Além de colocá-lo a par do que acontece no Brasil, caso da FUNAI, cuja atuação a maior parte das pessoas desconhece e o mega empreendimento Belo Monte.

"Graças à Funai [...] o Brasil é o único país do mundo em que mais de 12,5% de seu território [...] é composto por reservas indígenas reconhecidas pela lei"

(Pág 109)

"A mega barragem de Belo Monte, que está sendo construída no médio Xingu, é uma ameaça enorme para a floresta, para o rio e para as populações indígenas. Se o projeto for de fato concluído será sem dúvida um dos maiores crimes ambientais de nossa época"

(Pág 110)

Sebastião Salgado descobriu um planeta realmente vivo, desde os minerais até o homem, um planeta que possui surpreendentes 46% de seu território preservados, o que lhe deu uma perspectiva única do mundo, pois conheceu pessoas e lugares que, talvez, se tivéssemos várias vidas não conseguiriamos conhecer. Compartilhamos com ele um pouco disso tudo graças as suas imagens.

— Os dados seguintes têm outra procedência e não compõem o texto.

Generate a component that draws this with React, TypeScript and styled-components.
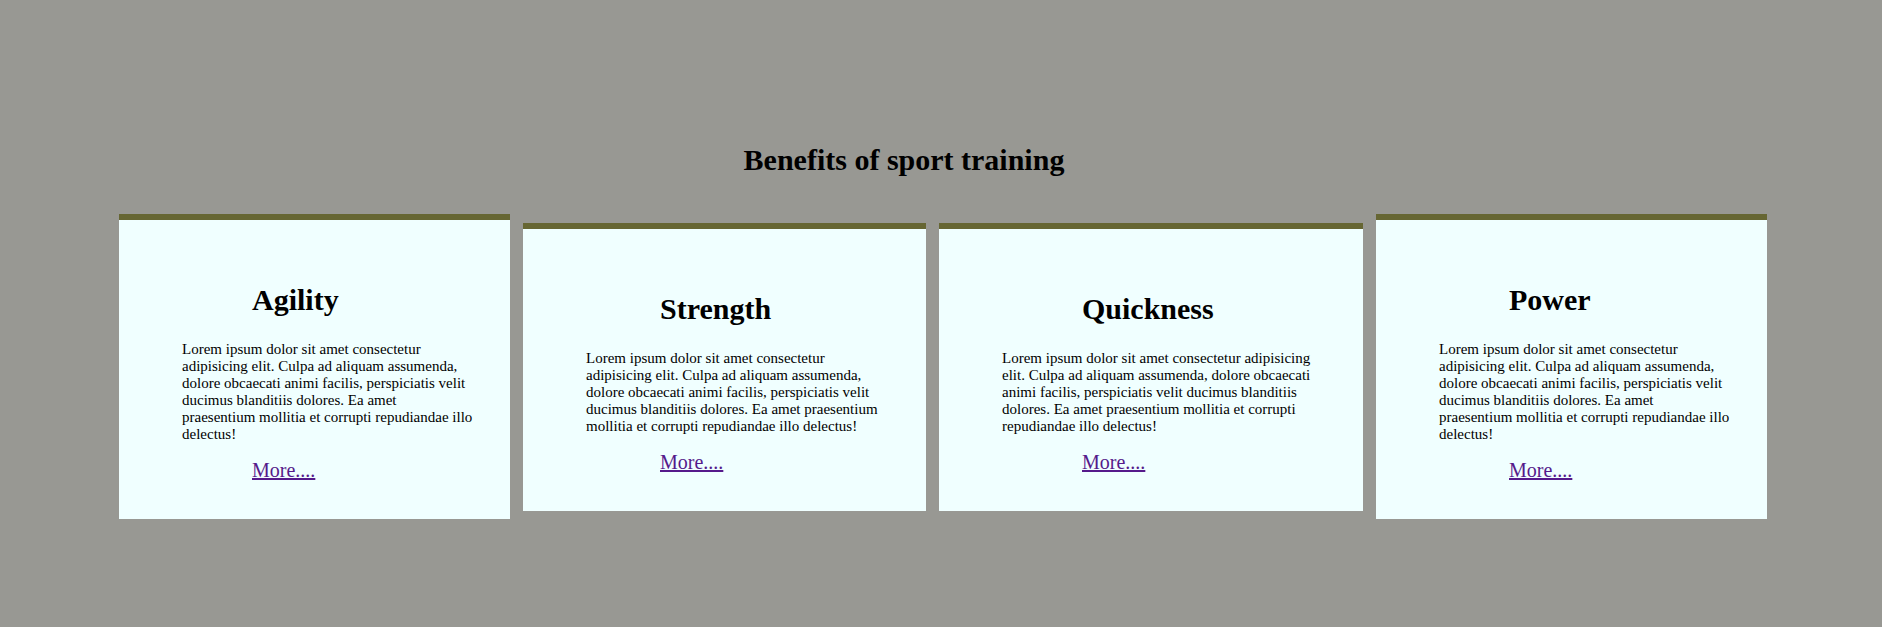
import React from "react";
import styled, { createGlobalStyle } from "styled-components";

const GlobalStyle = createGlobalStyle`
  html, body {
    margin: 0;
    padding: 0;
    background: #989893;
  }
  body {
    font-family: "Liberation Serif", "Times New Roman", serif;
    color: #000;
  }
`;

const Page = styled.main`
  min-height: 627px;
  padding-top: 143px;
  box-sizing: border-box;
  background: #989893;
`;

const Heading = styled.h2`
  margin: 0;
  padding-right: 74px;
  text-align: center;
  font-size: 30px;
  line-height: 34px;
  font-weight: bold;
`;

const Row = styled.section`
  display: flex;
  align-items: center;
  gap: 13px;
  margin-top: 37px;
  padding-left: 119px;
`;

const Card = styled.article<{ $width: number; $padRight: number }>`
  width: ${(p) => p.$width}px;
  flex: none;
  box-sizing: border-box;
  background: #f0ffff;
  border-top: 6px solid #666633;
  padding: 63px ${(p) => p.$padRight}px 37px 63px;
`;

const Title = styled.h1<{ $indent: number }>`
  margin: 0 0 24px ${(p) => p.$indent}px;
  font-size: 30px;
  line-height: 34px;
  font-weight: bold;
`;

const Text = styled.p`
  margin: 0;
  font-size: 15px;
  line-height: 17px;
`;

const MoreLine = styled.div<{ $indent: number }>`
  margin: 16px 0 0 ${(p) => p.$indent}px;
  font-size: 20px;
  line-height: 23px;
`;

const MoreLink = styled.a`
  color: #551a8b;
  text-decoration: underline;
`;

const LOREM_A =
  "Lorem ipsum dolor sit amet consectetur adipisicing elit. Culpa ad aliquam assumenda, dolore obcaecati animi facilis, perspiciatis velit ducimus blanditiis dolores. Ea amet";
const LOREM_B = "praesentium mollitia et corrupti repudiandae illo delectus!";

const cards = [
  { title: "Agility", width: 391, padRight: 30, indent: 70, splitLine: true },
  { title: "Strength", width: 403, padRight: 35, indent: 74, splitLine: false },
  { title: "Quickness", width: 424, padRight: 35, indent: 80, splitLine: false },
  { title: "Power", width: 391, padRight: 30, indent: 70, splitLine: true },
];

export default function App() {
  return (
    <>
      <GlobalStyle />
      <Page>
        <Heading>Benefits of sport training</Heading>
        <Row>
          {cards.map((c) => (
            <Card key={c.title} $width={c.width} $padRight={c.padRight}>
              <Title $indent={c.indent}>{c.title}</Title>
              <Text>
                {LOREM_A}
                {c.splitLine ? <br /> : " "}
                {LOREM_B}
              </Text>
              <MoreLine $indent={c.indent}>
                <MoreLink href="#">More....</MoreLink>
              </MoreLine>
            </Card>
          ))}
        </Row>
      </Page>
    </>
  );
}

"[...] com 'Gênesis' fui me dar conta de que sou muito, muito velho. Senti-me eu mesmo e senti-me em meu grupo, mas transportando a 5 ou 10 mil anos atrás. [...] Nenhum dos homens e mulheres que encontrei [...] é muito diferente de mim"

(Pág 133)

Conclusão

O livro está longe de ser um compêndio das melhores histórias de viagens de Sebastião Salgado, apesar de trazer algumas muito boas. Ele se foca mais em sua carreira, nos 'porquês' e 'comos' de sua trajetória em seu modo de pensar, sua orientação política e até mesmo esbarra um pouco em sua vida pessoal, dando especial enfoque à esposa.

Apesar de sentir falta de mais histórias de viagem o livro "Da minha terra à Terra", da Editora Paralela, é um misto de fotografia, biografia e defesa do meio ambiente, sendo interessante não só para profissionais da fotografia mas para o público em geral, admiradores de Sebastião Salgado e para aqueles que ainda não o são.

Terminada a leitura dá até uma certa vontade de largar tudo e sair por este mundão desconhecido como fez Sebastião Salgado já que, diferente dos intelectuais tradicionais, ele não sequestra as experiências dos outros, ele as vive!